This October, the UR Students’ Association (SA) Government defunded Interpres, UR’s only organization that designs and publishes an annual yearbook for students to purchase in remembrance of their college experience. The organization was established in 1850.

The defunding came as a shock to members of the Interpres Yearbook when they were notified in September, as they were in the process of brainstorming for the 2015-2016 edition.

“We were notified by email and were so surprised,” Interpres copy editor Chirlien Pang said in an interview.

Pang was, however, aware that Interpres was in a critical state. “The publicity for Interpres isn’t great. Many people don’t know that we sell yearbooks in the first place,” she said. “The company that we order the yearbooks from requires that we order a certain number of them, regardless of whether we can sell all of them or not. In the past several years we haven’t been selling enough, which has put our organization in debt. We even tried to reduce the number of yearbooks ordered, but that still resulted in us having many copies left over.”

Interpres staff writer and designer Caleb Krieg functions as the liaison between Interpres and SA. In an interview, Krieg said “Basically what happened was that we were told SA no longer has enough funding for yearbook, and I told them that we as an organization were not there to make profit, but to break even. I had a small meeting with Brian Leu, SA’s Policy and Review Chair, and Zeina Elhaj, SA’s Treasurer, about the Policy and Review hearing. After the hearing, they told me that we have to create and sell a yearbook with no funding which is impossible.”

According to Pang, SA had suggested that Interpres cover and photograph school events and post them online following the format of a blog or an electronic yearbook. Interpres was on board with restructuring their organization, but were unable to completely do so because SA placed them on probation.

Interpres advisor Jennelle Hart explained in an email, “The budget for 2015-2016 school year was submitted with a new business model. Interpres would no longer have a contract to purchase a set amount of books. It was to be switched to a pre-order model, only printing and purchasing what was already paid for, plus about two dozen extra to sell during commencement weekend, which has always been successful. This cut the subsidy request substantially. The group went from a budget of thousands of dollars to less than $700. However, because they were coming off of a ‘bad year’ the group was not given the opportunity to try this business model.”

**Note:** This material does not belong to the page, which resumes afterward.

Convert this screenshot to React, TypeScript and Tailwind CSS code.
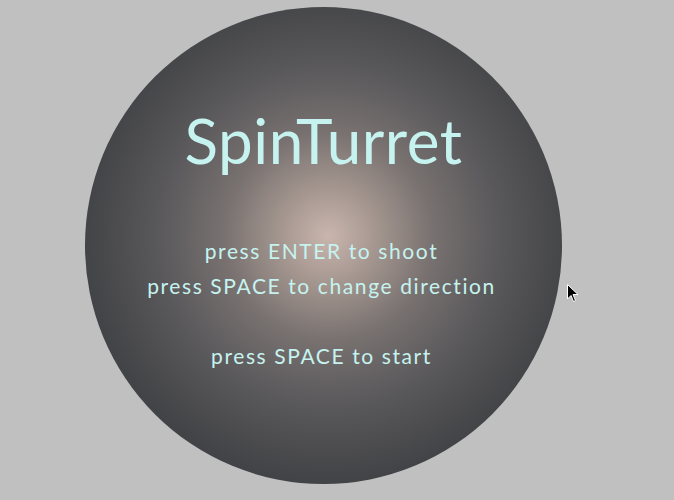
export default function App() {
  return (
    <div className="relative w-[674px] h-[500px] bg-[#c0c0c0] overflow-hidden">
      <div className="pt-[7px] pl-[85px]">
        <div
          className="w-[477px] h-[477px] rounded-full flex flex-col items-center text-[#c6f3ef] bg-[radial-gradient(circle_at_51%_48%,#c9b5ae_0%,#a4968f_14%,#787170_30%,#58575a_50%,#434447_70%,#35383c_88%,#2e3135_100%)]"
          style={{ fontFamily: '"Lato", "DejaVu Sans", sans-serif' }}
        >
          <h1 className="mt-[95px] text-[62px] leading-[76px] font-normal tracking-[0.5px]">SpinTurret</h1>
          <div className="mt-[55px] -ml-[4px] flex flex-col items-center text-[21px] leading-[35px] tracking-[1.6px] font-normal">
            <span>press ENTER to shoot</span>
            <span>press SPACE to change direction</span>
            <span className="mt-[35px]">press SPACE to start</span>
          </div>
        </div>
      </div>
      <svg className="absolute left-[567px] top-[284px]" width="12" height="19" viewBox="0 0 12 19">
        <path d="M0.5 0.5 L0.5 15 L4 11.5 L6.5 17.5 L8.5 16.5 L6 10.5 L11 10.5 Z" fill="#000" stroke="#fff" strokeWidth="1" />
      </svg>
    </div>
  );
}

Members of Interpres were upset by SA’s decision, but Pang said they understand that college yearbooks are becoming a thing of the past. She noted that “yearbooks are becoming obsolete because of technology. Why would anyone want to buy a yearbook if you aren’t guaranteed to see yourself in it and can easily relive your college experience through Instagram, Facebook and other social media platforms?”

Junior Kelsey Csumitta agreed with Pang. When asked in an interview if she thought college yearbooks were outdated, Csumitta said, “Yeah, I don’t buy them, but I would have considered it for senior year just to be able to look back at everyone we graduated with. Even then I wouldn’t really care if I got one or not. I feel like Rochester Facebook groups for alumni are just as good.”

Interpres’ probationary period will last until the end of the semester. Their status as an SA-recognized organization will remain unknown until a follow-up hearing is held next semester.